I look like I'm Scottish or a viking, I'm Metis and proud of it.


I have a loud voice and I tend to be expressive, I'm actually an introvert that gets worn out by social performance.


There are a bunch out there and I don't want to say that I am the only person that goes through this. I think this sort of experience is very common and with COVID keeping people isolated has meant that they don't have these reminders of the social tags that are being put on them. They are not being told "you look like X", "you sound like Y", "you are so Z". Without those constant reminders they kinda don't stick. It seems like a lot of people were forced to figure out who they are. Been seeing so many people on social media realize that their gender or sexuality just didn't fit with them. I have to admit that there was a long span of time where I was wondering if I was ace or even non-binary, still thinking on that to be honest. There was also a time where thinking about all of these tags that were put on me made me angry. Angry at the people that were unwilling to interact with me honesty which choose instead to create a new identity for myself and mad at myself for allowing that to happen.

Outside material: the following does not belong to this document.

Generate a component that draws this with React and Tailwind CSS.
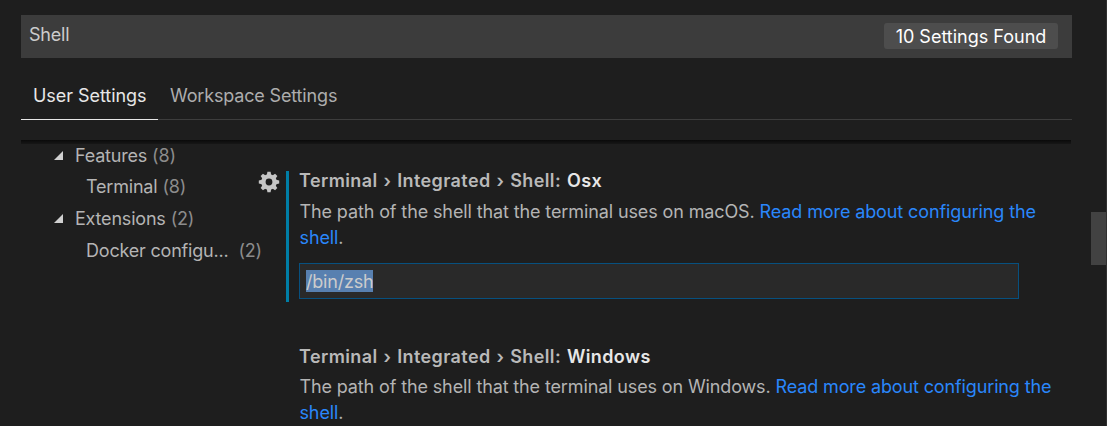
const TEETH = [0, 45, 90, 135, 180, 225, 270, 315];

function Gear() {
  return (
    <svg viewBox="0 0 22 22" className="mt-[4.5px] h-[22px] w-[22px] shrink-0">
      <g fill="#c5c5c5">
        {TEETH.map((a) => (
          <path key={a} d="M8.6 5 L9.4 0.8 H12.6 L13.4 5 Z" transform={`rotate(${a} 11 11)`} />
        ))}
      </g>
      <circle cx="11" cy="11" r="5.6" fill="none" stroke="#c5c5c5" strokeWidth="4.4" />
    </svg>
  );
}

function Twistie() {
  return (
    <svg viewBox="0 0 9 9" className="mr-[12px] h-[9px] w-[9px] shrink-0">
      <path d="M9 0 V9 H0 Z" fill="#d0d0d0" />
    </svg>
  );
}

function Title({ name }) {
  return (
    <h2 className="h-[26px] whitespace-nowrap font-semibold leading-[26px] tracking-[0.4px] text-[#b9b9b9] [word-spacing:0.9px]">
      Terminal › Integrated › Shell: <span className="text-[#e7e7e7]">{name}</span>
    </h2>
  );
}

function Description({ os, className }) {
  return (
    <p className={`whitespace-nowrap leading-[26px] text-[#b4b4b4] ${className}`}>
      The path of the shell that the terminal uses on {os}.{" "}
      <a className="text-[#2a87fb]">Read more about configuring the</a>
      <br />
      <a className="text-[#2a87fb]">shell</a>.
    </p>
  );
}

export default function App() {
  return (
    <div className="flex h-[426px] w-[1107px] overflow-hidden bg-[#1e1e1e] font-['Inter','Liberation_Sans',sans-serif] text-[18px]">
      <div className="flex w-[1072px] shrink-0 flex-col pl-[21px] pt-[15px]">
        <div className="flex h-[43px] shrink-0 items-start justify-between bg-[#3c3c3c] pl-2 pr-[14px] pt-2">
          <span className="leading-[24px] tracking-[-0.2px] text-[#cccccc]">Shell</span>
          <span className="h-[26px] w-[174px] whitespace-nowrap rounded-[3px] bg-[#4d4d4d] text-center leading-[27px] text-white">
            10 Settings Found
          </span>
        </div>
        <div className="mt-[14px] flex h-[48px] shrink-0 whitespace-nowrap border-b border-[#3d3d3d] tracking-[-0.05px]">
          <div className="h-[48px] w-[137px] border-b border-[#e7e7e7] pl-3 leading-[48px] text-[#e7e7e7]">User Settings</div>
          <div className="pl-3 leading-[48px] tracking-[-0.16px] text-[#adadad]">Workspace Settings</div>
        </div>
        <div className="mr-px mt-5 h-1 shrink-0 bg-linear-to-b from-[#0a0a0a] to-[#171717]" />
        <div className="flex">
          <nav className="flex w-[237px] shrink-0 flex-col whitespace-nowrap pl-[33px] tracking-[-0.2px] text-[#b4b4b4]">
            <div className="flex h-[26px] items-center pb-[3px]"><Twistie />Features<span className="pl-[5px] text-[#8c8c8c]">(8)</span></div>
            <div className="flex h-[32px] items-center pl-8">Terminal<span className="pl-[5px] text-[#8c8c8c]">(8)</span></div>
            <div className="flex h-[32px] items-center"><Twistie />Extensions<span className="pl-[5px] text-[#8c8c8c]">(2)</span></div>
            <div className="flex h-[32px] items-center pl-8">Docker configu...<span className="pl-[10px] text-[#8c8c8c]">(2)</span></div>
          </nav>
          <main className="flex flex-col pt-[27px]">
            <section className="flex h-[131px]">
              <div className="-mt-[5px] w-[28px] shrink-0"><Gear /></div>
              <div className="w-[3px] shrink-0 bg-[#007ea6]" />
              <div className="-mt-[3px] pl-[10px]">
                <Title name="Osx" />
                <Description os="macOS" className="mt-[5px] pl-[0.5px] tracking-[-0.115px]" />
                <div className="mt-[12px] flex h-[36px] w-[720px] items-center border border-[#07507f] bg-[#292929] pl-[6px]">
                  <span className="h-[22px] bg-[#5880b0] leading-[23px] tracking-[-0.2px] text-[#cccccc]">/bin/zsh</span>
                </div>
              </div>
            </section>
            <section className="mt-[42px] pl-[41px]">
              <Title name="Windows" />
              <Description os="Windows" className="mt-[4px] pl-[0.5px] tracking-[-0.13px]" />
            </section>
          </main>
        </div>
      </div>
      <div className="ml-[19px] mt-[212px] h-[53px] w-[15px] shrink-0 bg-[#424242]" />
      <div className="h-full w-px shrink-0 bg-[#303030]" />
    </div>
  );
}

This whole thing was talking with a friend who said I should talk about this exact topic and I am not 100% sure this is what she expected. Expectation is kinda the biggest thing about this. Like, I am naturally considering how are people going to take this and how it is going to change their perspective of me. This is my blog but still this social instinct is guiding what I am going to say. It forces me to come to terms on how does one engage with their thoughts in a truthful manner. I don't know if not being able to engage with my thoughts is a work of cowardice or just a natural extension of mental illness. Whatever it is makes me feel like a god damn coward when every time I want to engage with my feelings on something it creates an infinite rabbit hole that I tumble down.


God, this was supposed to be about identity and the COVID isolation. Let's right the course and re-focus on that. So, I have basically dropped a lot of people out of my life during this time, I have come to understand that this is pretty common for a lot of people. I know for myself a lot of those people were the ones that were creating this identity for myself. Considering I wasn't around them for a long time I had to look at this interaction and realize that I shouldn't have to fight someone to be who I am. Once that clicked in my mind I realized that these people just weren't listening and I was. They knew what they wanted to me to be and anything that shifted that identity was promptly ignored. Just writing this has made a solid handful of names rush through my mind. It is sort of baffling how many of this sort of relationships I have encountered.


On a lighter note, I have also kept a good collection of people around me. I cannot voice how much I appreciate the interactions that we have. When I mentioned about thinking if I was ace or nonbinary earlier it was because of them. It wasn't them going "You are X" it was them asking "Do you think you are X". This might seem so minor but it was letting me fill in the blank. I wasn't having something forced on me, no presumption trying to be made solid. They were excited about the prospect of me finding this out about myself too, even just exploring the idea. It just makes my time with them easy. I can trust them that something I say isn't going to be used against me and if there is a problem we can talk it out. They know me because they have let me be me. I am still figuring out who me is but they are right with me, I am there with them.